Kedua, dengan putusan tersebut, MK harus menjamin semua parpol peserta
pemilu semestinya memiliki hak sama untuk mengajukan capres dan cawapres.
Pemilu serentak juga harus disertai penghapusan presidential threshold. Topo
Santoso (2012) menjelaskan bahwa pemilu harus menjamin semua parpol memiliki
hak sama dalam berdemokrasi. Jika tidak, maka sama saja hal itu “mendustai
demokrasi dan konstitusi”.
Ketiga, semua parpol harus menyiapkan rekruitmen kepemimpinan nasional
secara baik. Putusan MK ini juga memberi pesan penting bagi parol untuk
menyiapkan secara serius calon pemimpin nasional.

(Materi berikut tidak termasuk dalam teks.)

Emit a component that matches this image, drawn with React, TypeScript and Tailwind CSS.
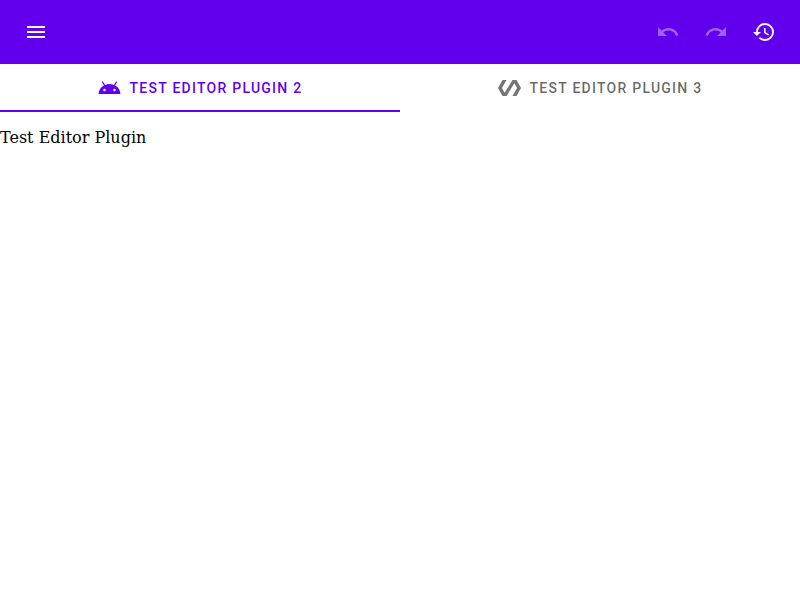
import React from "react";

const icons = {
  menu: "M3 18h18v-2H3v2zm0-5h18v-2H3v2zm0-7v2h18V6H3z",
  undo: "M12.5 8c-2.65 0-5.05.99-6.9 2.6L2 7v9h9l-3.62-3.62c1.39-1.16 3.16-1.88 5.12-1.88 3.54 0 6.55 2.31 7.6 5.5l2.37-.78C21.08 11.03 17.15 8 12.5 8z",
  redo: "M18.4 10.6C16.55 8.99 14.15 8 11.5 8c-4.65 0-8.58 3.03-9.96 7.22L3.9 16c1.05-3.19 4.05-5.5 7.6-5.5 1.95 0 3.73.72 5.12 1.88L13 16h9V7l-3.6 3.6z",
  history:
    "M13 3a9 9 0 0 0-9 9H1l3.89 3.89.07.14L9 12H6c0-3.87 3.13-7 7-7s7 3.13 7 7-3.13 7-7 7c-1.93 0-3.68-.79-4.94-2.06l-1.42 1.42A8.954 8.954 0 0 0 13 21a9 9 0 0 0 0-18zm-1 5v5l4.28 2.54.72-1.21-3.5-2.08V8H12z",
  android:
    "M17.6 9.48l1.84-3.18c.16-.31.04-.69-.26-.85a.637.637 0 0 0-.83.22l-1.88 3.24a11.463 11.463 0 0 0-8.94 0L5.65 5.67a.643.643 0 0 0-.87-.2c-.28.18-.37.54-.22.83L6.4 9.48A10.78 10.78 0 0 0 1 18h22a10.78 10.78 0 0 0-5.4-8.52zM7 15.25a1.25 1.25 0 1 1 0-2.5 1.25 1.25 0 0 1 0 2.5zm10 0a1.25 1.25 0 1 1 0-2.5 1.25 1.25 0 0 1 0 2.5z",
  polymer:
    "M19 4h-4L7.11 16.63 4.5 12 9 4H5L.5 12 5 20h4l7.89-12.63L19.5 12 15 20h4l4.5-8z",
};

function Icon({ name, viewBox = "0 0 24 24" }: { name: keyof typeof icons; viewBox?: string }) {
  return (
    <svg viewBox={viewBox} className="size-6 shrink-0" fill="currentColor" aria-hidden="true">
      <path d={icons[name]} />
    </svg>
  );
}

function IconButton({ name, label, disabled = false }: { name: keyof typeof icons; label: string; disabled?: boolean }) {
  return (
    <button aria-label={label} disabled={disabled} className="flex size-12 items-center justify-center text-white disabled:opacity-38">
      <Icon name={name} />
    </button>
  );
}

function Tab({ icon, label, active = false }: { icon: keyof typeof icons; label: string; active?: boolean }) {
  return (
    <button role="tab" aria-selected={active} className="flex h-12 flex-1 flex-col">
      <span className="flex h-12 w-full items-center justify-center">
        <span className={active ? "text-[#6200ee]" : "text-black/54"}>
          <Icon name={icon} viewBox="0.5 0 24 24" />
        </span>
        <span
          className={`pl-2 font-[Roboto,sans-serif] text-sm font-medium tracking-[1.25px] uppercase ${active ? "text-[#6200ee]" : "text-black/60"}`}
        >
          {label}
        </span>
      </span>
      {active && <span className="-mt-0.5 h-0.5 w-full bg-[#6200ee]" />}
    </button>
  );
}

export default function App() {
  return (
    <div className="min-h-screen bg-white">
      <header className="flex h-16 items-center justify-between bg-[#6200ee] px-3">
        <IconButton name="menu" label="Menu" />
        <div className="flex">
          <IconButton name="undo" label="Undo" disabled />
          <IconButton name="redo" label="Redo" disabled />
          <IconButton name="history" label="History" />
        </div>
      </header>
      <div role="tablist" className="flex">
        <Tab icon="android" label="Test Editor Plugin 2" active />
        <Tab icon="polymer" label="Test Editor Plugin 3" />
      </div>
      <p className="mt-4 font-['DejaVu_Serif',serif] text-base leading-[19px] text-black">Test Editor Plugin</p>
    </div>
  );
}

Parpol jangan hanya mengurusi
putusan MK dan pemilu serentak 2019, namun tak kalah penting ada menyiapkan
pemimpin masa depan untuk memajukan Indonesia.
Keempat, menolak atau menerima putusan MK adalah keputusan dan hak
pribadi. Semua tergantung sudut pandang/point of view dalam melihat
putusan MK tersebut. Maka, yang terpenting adalah “mengawal” putusan tersebut
demi terwujudnya asas pemilu yang “luber jurdil”. Menurut Nur Hidayat Sardini
(2012) pengawasan pemilu yang efektif adalah unsur penting menyukseskan pesta
demokrasi. Tanpa pengawasan serius, maka sama saja membiarkan pemilu tanpa
kendali dan kontrol.
Kelima, semua pihak harus bersinergi mengawal dan menyukseskan pemilu
2014. Tanpa adanya sinergi dari pemerintah, KPU, Bawaslu dan parpol, sangat
mustahil pemilu 2014 nanti sukses.
Terlepas dari polemik putusan MK, sebagai manusia demokrasi kita harus
mendukung putusan MK tersebut. Karena putusan MK wajib hukumnya ditaati sebagai
bukti bahwa melakukan “pengkhianatan konstitusi” adalah dosa besar. Sudah
seharusnya kita mendukung MK selama tidak mengkhianati konstitusi. Lalu apakah
Anda tetap menolak/mendukung putusan MK? Anda punya pilihan!